Short task
From the entries below, copy every line holding the word "this".

* Begin The data *

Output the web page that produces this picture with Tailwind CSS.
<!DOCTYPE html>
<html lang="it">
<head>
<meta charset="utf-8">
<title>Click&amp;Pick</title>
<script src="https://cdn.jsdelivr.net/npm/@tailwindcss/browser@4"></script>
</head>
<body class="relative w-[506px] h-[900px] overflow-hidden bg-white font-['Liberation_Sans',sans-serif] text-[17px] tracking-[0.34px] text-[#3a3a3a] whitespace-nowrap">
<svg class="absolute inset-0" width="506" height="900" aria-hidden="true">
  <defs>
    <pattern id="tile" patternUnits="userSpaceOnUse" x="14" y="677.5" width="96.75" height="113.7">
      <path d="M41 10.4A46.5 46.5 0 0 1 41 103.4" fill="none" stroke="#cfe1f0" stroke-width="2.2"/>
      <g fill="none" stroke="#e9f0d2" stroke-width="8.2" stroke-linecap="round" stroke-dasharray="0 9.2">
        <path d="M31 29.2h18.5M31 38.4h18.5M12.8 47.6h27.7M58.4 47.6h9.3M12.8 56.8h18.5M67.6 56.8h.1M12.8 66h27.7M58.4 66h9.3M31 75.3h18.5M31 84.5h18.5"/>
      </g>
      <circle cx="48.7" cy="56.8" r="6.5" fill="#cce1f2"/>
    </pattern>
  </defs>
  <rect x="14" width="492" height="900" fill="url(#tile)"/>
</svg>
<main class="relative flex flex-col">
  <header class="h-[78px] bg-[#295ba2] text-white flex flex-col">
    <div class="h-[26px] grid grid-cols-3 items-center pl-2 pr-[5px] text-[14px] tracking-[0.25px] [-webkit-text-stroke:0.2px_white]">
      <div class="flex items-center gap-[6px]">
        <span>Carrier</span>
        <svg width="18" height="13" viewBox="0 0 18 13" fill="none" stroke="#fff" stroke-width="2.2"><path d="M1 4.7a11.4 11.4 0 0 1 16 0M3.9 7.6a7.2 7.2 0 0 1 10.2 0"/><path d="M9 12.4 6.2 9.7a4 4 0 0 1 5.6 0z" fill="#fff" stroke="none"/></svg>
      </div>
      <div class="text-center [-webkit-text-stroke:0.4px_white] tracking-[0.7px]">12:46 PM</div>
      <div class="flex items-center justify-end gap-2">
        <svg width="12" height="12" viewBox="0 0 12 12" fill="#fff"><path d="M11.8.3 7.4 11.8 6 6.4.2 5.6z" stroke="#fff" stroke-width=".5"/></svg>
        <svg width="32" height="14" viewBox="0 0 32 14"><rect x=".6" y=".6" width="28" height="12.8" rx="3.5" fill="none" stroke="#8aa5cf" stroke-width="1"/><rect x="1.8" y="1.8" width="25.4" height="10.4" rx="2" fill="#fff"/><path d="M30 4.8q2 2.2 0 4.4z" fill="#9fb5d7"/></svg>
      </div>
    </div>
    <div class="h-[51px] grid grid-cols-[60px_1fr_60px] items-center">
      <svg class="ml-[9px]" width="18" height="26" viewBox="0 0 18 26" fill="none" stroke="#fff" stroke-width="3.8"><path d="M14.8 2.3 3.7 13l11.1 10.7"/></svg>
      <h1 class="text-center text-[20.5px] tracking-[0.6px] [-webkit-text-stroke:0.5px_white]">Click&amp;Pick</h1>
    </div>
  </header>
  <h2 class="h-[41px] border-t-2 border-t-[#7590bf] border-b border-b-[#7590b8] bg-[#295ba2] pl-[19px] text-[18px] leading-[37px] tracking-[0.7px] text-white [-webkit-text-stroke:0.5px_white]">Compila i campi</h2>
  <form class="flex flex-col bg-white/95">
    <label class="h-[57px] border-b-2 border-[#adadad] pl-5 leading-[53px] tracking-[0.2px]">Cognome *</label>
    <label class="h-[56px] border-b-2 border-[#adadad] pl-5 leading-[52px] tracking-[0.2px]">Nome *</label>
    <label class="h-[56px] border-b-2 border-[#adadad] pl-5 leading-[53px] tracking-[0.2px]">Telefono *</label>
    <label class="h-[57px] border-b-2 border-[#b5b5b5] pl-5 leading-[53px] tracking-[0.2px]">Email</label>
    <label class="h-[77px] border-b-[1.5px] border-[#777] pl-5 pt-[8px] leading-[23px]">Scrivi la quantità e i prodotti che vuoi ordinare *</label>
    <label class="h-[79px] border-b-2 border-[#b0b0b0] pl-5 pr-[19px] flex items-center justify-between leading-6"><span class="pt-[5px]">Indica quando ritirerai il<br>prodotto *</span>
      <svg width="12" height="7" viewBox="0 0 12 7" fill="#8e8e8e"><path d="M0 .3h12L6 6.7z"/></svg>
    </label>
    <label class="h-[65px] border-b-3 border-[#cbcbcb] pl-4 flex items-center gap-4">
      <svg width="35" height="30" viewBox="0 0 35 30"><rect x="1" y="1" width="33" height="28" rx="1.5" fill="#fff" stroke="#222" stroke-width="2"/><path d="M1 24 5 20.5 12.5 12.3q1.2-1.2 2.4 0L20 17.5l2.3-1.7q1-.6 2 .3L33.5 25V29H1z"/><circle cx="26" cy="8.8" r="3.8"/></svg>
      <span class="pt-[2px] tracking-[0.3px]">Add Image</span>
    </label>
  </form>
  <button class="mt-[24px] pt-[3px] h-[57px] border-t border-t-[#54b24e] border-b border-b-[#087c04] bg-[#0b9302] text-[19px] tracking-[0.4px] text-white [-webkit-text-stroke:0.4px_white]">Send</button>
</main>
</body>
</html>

* End The data *
* Begin The data *

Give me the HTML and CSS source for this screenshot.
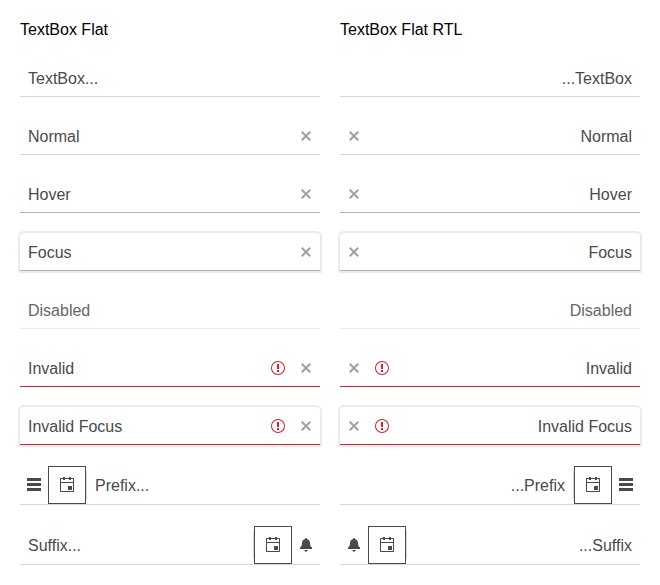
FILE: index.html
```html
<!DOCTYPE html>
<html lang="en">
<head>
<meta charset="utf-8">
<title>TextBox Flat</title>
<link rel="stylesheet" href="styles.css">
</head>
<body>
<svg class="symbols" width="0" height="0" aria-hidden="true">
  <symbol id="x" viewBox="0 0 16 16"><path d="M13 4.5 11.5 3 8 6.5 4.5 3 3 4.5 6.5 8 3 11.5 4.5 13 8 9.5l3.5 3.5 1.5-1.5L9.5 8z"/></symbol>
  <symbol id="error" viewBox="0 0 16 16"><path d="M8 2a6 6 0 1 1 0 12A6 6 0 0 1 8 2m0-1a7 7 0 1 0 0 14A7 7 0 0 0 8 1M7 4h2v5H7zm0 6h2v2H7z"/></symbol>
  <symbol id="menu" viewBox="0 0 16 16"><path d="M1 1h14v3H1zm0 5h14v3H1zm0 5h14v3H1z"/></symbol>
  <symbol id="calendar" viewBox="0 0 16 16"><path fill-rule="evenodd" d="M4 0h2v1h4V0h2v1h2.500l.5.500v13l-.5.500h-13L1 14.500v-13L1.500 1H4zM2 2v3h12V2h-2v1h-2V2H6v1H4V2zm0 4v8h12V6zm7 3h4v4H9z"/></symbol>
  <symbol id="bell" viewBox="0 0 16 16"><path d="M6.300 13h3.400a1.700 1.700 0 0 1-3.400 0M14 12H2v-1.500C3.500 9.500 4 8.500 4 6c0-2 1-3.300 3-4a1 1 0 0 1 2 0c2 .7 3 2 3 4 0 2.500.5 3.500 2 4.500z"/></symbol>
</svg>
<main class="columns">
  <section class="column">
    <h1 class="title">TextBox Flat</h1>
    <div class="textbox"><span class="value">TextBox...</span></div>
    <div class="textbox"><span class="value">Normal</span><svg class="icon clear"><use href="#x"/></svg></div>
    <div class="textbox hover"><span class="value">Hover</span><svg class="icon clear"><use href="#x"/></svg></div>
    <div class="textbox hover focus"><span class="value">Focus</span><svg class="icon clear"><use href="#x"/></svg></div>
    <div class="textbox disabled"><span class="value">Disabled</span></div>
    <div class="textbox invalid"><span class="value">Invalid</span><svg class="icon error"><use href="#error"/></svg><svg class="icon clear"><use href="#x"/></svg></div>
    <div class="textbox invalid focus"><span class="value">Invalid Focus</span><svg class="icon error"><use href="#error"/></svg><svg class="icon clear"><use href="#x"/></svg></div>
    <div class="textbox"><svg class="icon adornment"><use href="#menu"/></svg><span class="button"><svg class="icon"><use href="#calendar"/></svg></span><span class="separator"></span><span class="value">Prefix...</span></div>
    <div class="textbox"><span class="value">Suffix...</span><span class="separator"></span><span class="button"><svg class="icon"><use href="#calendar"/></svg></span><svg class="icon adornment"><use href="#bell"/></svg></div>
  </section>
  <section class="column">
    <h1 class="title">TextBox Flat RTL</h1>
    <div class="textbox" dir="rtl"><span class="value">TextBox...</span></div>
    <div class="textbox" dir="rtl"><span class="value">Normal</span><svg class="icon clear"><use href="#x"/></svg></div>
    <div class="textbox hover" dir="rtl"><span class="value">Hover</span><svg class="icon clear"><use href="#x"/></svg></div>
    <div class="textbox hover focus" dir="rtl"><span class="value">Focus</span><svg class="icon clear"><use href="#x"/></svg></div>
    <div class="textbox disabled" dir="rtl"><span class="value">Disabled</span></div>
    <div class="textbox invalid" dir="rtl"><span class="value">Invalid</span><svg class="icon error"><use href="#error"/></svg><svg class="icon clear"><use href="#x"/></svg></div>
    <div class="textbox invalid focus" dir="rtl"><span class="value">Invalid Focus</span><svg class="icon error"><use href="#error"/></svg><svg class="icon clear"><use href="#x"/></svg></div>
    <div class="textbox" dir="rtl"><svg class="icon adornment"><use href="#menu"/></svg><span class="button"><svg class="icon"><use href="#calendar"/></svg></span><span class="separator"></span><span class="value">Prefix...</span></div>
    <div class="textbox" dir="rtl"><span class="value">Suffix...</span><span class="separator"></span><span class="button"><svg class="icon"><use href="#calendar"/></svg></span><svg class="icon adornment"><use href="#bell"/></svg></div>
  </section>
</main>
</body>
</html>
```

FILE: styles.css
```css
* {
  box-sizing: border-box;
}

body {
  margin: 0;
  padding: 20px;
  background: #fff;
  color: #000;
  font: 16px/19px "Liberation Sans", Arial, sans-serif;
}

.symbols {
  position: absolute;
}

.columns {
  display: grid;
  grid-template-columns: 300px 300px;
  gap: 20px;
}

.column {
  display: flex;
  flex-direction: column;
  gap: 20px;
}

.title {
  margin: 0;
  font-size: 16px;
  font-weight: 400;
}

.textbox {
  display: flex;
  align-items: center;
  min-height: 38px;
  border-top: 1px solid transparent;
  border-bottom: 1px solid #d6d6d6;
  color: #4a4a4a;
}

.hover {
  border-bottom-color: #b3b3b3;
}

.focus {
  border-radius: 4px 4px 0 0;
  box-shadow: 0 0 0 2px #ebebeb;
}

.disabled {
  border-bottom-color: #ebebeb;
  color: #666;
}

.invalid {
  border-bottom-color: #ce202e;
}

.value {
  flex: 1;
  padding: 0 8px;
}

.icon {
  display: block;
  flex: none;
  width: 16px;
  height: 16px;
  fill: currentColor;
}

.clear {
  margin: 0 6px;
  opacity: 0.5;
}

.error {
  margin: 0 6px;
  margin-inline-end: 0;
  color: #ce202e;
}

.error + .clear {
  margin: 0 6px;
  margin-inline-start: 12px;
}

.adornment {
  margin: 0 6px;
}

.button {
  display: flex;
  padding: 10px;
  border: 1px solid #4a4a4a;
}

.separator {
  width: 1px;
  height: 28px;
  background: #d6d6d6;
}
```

* End The data *

Final answer
Output the web page that produces this picture with Tailwind CSS.
Give me the HTML and CSS source for this screenshot.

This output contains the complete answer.